The road that could revive ‘dying’ towns
Saturday, 9th January, 2021
By Travis Radford
A dirt road running through a remote Shire in Queensland’s south-west corner could hold the key to helping the Far West’s ‘dying’ towns.
Bulloo Shire Mayor John Ferguson has been lobbying the Queensland Government for the last five to six years for a 150 kilometre-long stretch of road running through his Shire to be sealed.
“This [is] not just a little pet project for the Bulloo Shire. This will benefit all of Queensland and NSW,” he said.
“The whole project is to build these [regional] towns [and] to get more people out in the West.
“They won’t come any further [than Tibooburra] because the road’s no good,” said Mayor Ferguson.
This road is the Warri Gate Road.
Pressure for its sealing has ramped up in recent months as the sealing of the last section of the Silver City Highway, that connects the Warri Gate to NSW, nears its 2022 completion date.
“We seem to be still getting a lot more travellers around this time of the year when normally we wouldn’t,” said Packsaddle Roadhouse employee Glenice Gilby.

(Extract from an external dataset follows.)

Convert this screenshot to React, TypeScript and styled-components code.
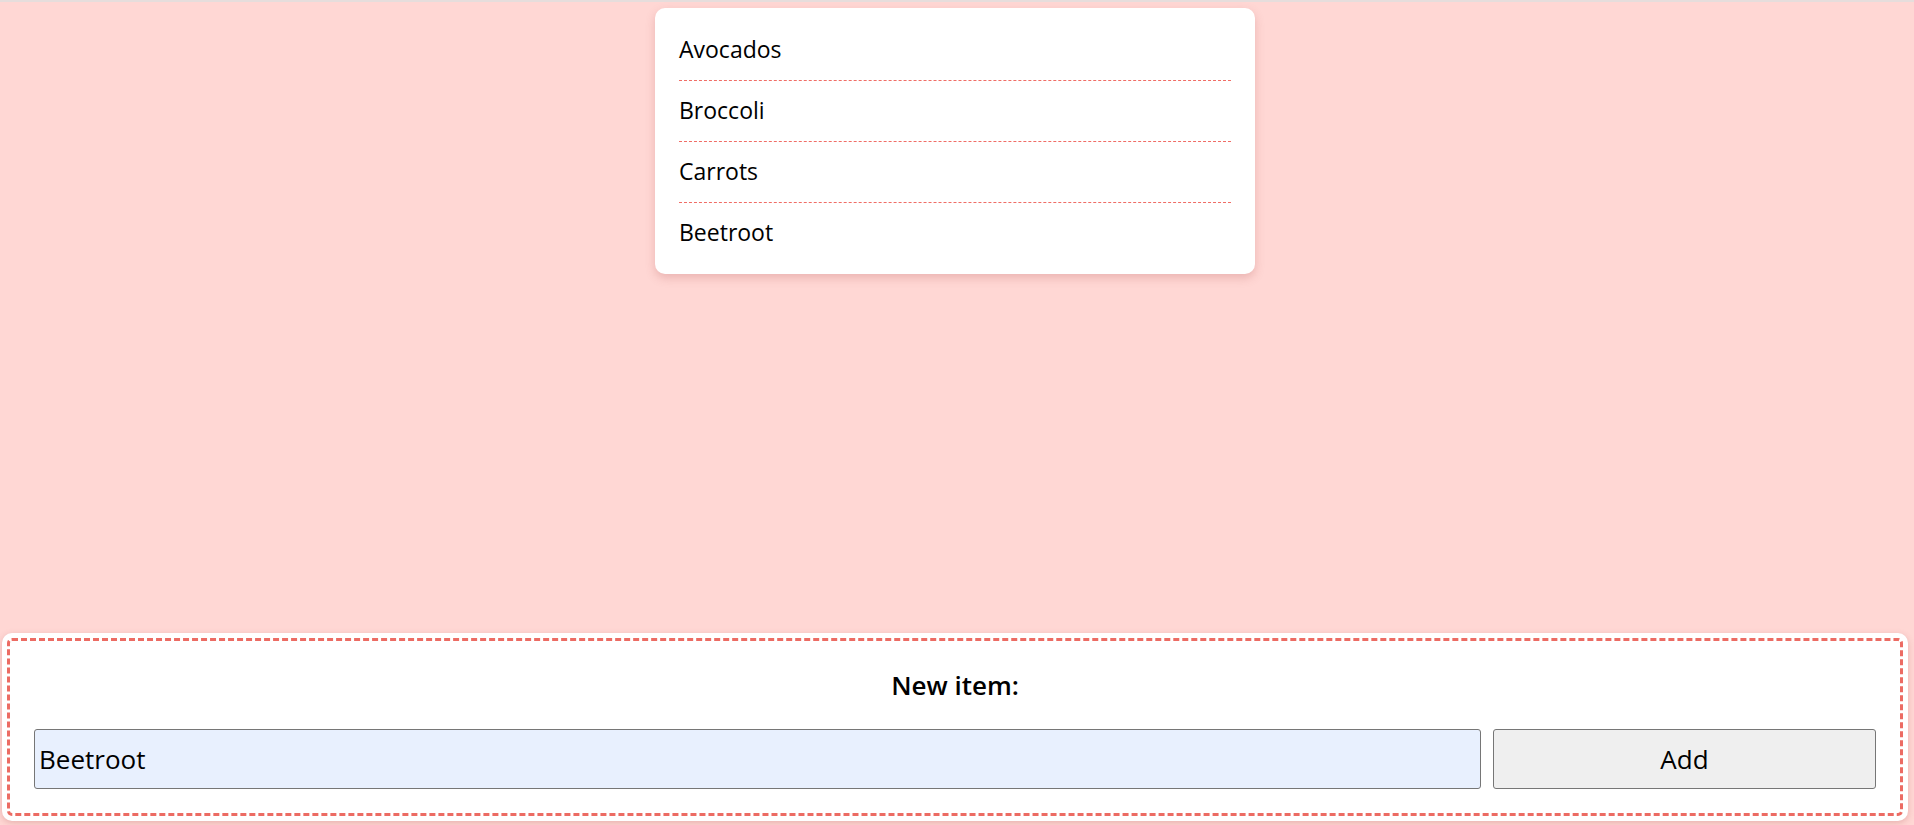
import React, { useState } from "react";
import styled, { createGlobalStyle } from "styled-components";

const GlobalStyle = createGlobalStyle`
  html, body {
    margin: 0;
    padding: 0;
  }
  body {
    box-sizing: border-box;
    height: 100vh;
    background: #ffd7d4;
    border-top: 2px solid #e6dddc;
    font-family: "Open Sans", "Noto Sans", sans-serif;
    color: #000;
    overflow: hidden;
  }
  #root {
    height: 100%;
  }
  *, *::before, *::after {
    box-sizing: border-box;
  }
`;

const Page = styled.div`
  height: 100%;
  padding-right: 4px;
  display: flex;
  flex-direction: column;
`;

const ListCard = styled.ul`
  list-style: none;
  width: 600px;
  margin: 6px auto 0;
  padding: 12px 24px 11px;
  background: #fff;
  border-radius: 10px;
  box-shadow: 0 4px 10px rgba(180, 90, 90, 0.28);
`;

const ListItem = styled.li`
  font-size: 23px;
  line-height: 32px;
  padding: 13px 0 15px;
  border-bottom: 1px dashed #f06d66;

  &:last-child {
    border-bottom: none;
  }
`;

const Spacer = styled.div`
  flex: 1;
`;

const Panel = styled.form`
  margin: 0 2px 4px 2px;
  padding: 5px;
  background: #fff;
  border-radius: 10px;
  box-shadow: 0 2px 6px rgba(180, 90, 90, 0.3);
`;

const DashedBox = styled.div`
  border: 3px dashed #ec6b63;
  border-radius: 5px;
  padding: 26px 24px 24px;
  display: flex;
  flex-direction: column;
  gap: 26px;
`;

const Heading = styled.label`
  display: block;
  text-align: center;
  font-size: 26px;
  font-weight: 600;
  line-height: 36px;
`;

const InputRow = styled.div`
  display: flex;
  gap: 12px;
`;

const TextInput = styled.input`
  flex: 1;
  min-width: 0;
  height: 60px;
  padding: 0 4px;
  font-family: "Open Sans", "Noto Sans", sans-serif;
  font-size: 26px;
  color: #000;
  background: #e8f0fe;
  border: 1px solid #767676;
  border-radius: 3px;
  outline: none;
`;

const AddButton = styled.button`
  width: 383px;
  height: 60px;
  font-family: "Open Sans", "Noto Sans", sans-serif;
  font-size: 26px;
  color: #000;
  background: #efefef;
  border: 1px solid #767676;
  border-radius: 3px;
  cursor: pointer;
`;

export default function App() {
  const [items, setItems] = useState<string[]>([
    "Avocados",
    "Broccoli",
    "Carrots",
    "Beetroot",
  ]);
  const [value, setValue] = useState("Beetroot");

  const onSubmit = (e: React.FormEvent) => {
    e.preventDefault();
    if (value.trim()) {
      setItems([...items, value.trim()]);
    }
  };

  return (
    <>
      <GlobalStyle />
      <Page>
        <ListCard>
          {items.map((item, i) => (
            <ListItem key={i}>{item}</ListItem>
          ))}
        </ListCard>
        <Spacer />
        <Panel onSubmit={onSubmit}>
          <DashedBox>
            <Heading htmlFor="new-item">New item:</Heading>
            <InputRow>
              <TextInput
                id="new-item"
                value={value}
                onChange={(e) => setValue(e.target.value)}
              />
              <AddButton type="submit">Add</AddButton>
            </InputRow>
          </DashedBox>
        </Panel>
      </Page>
    </>
  );
}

Ms Gilby said the sealing of the Silver City Highway had been a silver lining for her town and business during the pandemic, with this and last year’s increased numbers of domestic travellers no longer having to brave a dirt road, that she said was subject to flooding and bogging.
But Ms Gilby said the majority of new travellers are from surrounding NSW towns, like Broken Hill.
“It [sealing the Warri Gate Road] would definitely build up the business heaps.
“It would certainly boost the whole Western Division out here,” she said.
Parkes MP Mark Coulton is one of a handful of federal and state ministers, including Deputy Prime Minister Michael McCormack, who Mayor Ferguson said have shown interest in the project.
Mr Coulton said the road is the “missing link” between Queensland and NSW.
“The potential for opening up Western NSW ... is enormous.
“But ultimately, that section of road is the responsibility of the Queensland Government,” he said.
A Queensland government spokesperson said in a statement that the government was rather focusing on its Second Bruce Highway Plan that “delivers the widest benefits to Queensland”.
But Mayor Ferguson said “it doesn’t do anything for the bush”.
“There’s no votes out here for them [Labor],” he said.
The spokesperson, in the same statement, recommended that Mayor Ferguson use “funding available to him under the TIDS scheme”.
The Queensland government announced $280 million in Transport Infrastructure Development Scheme (TIDS) funding over the next four years that is given to councils to fund local road projects.
But Mayor Ferguson said his Council did not have the money to do that, as they would have to match any TIDS funding, given the Warri Gate Road is classed as a council road, rather than a state road.
Bulloo Shire Council sealed 10 kilometres of the Warri Gate Road last year, but Mayor Ferguson estimated that without state funding, sealing the road would take his Council 20 years to complete.
He estimated that state funding could have it finished in ten.
If the Queensland government nominated the Warri Gate Road for the Federal Government’s Roads of Strategic Importance Scheme and was successful, they would only pay 20% of the project’s cost.
Mayor Ferguson said he doesn’t believe a Queensland Labor Government would ever deliver the project.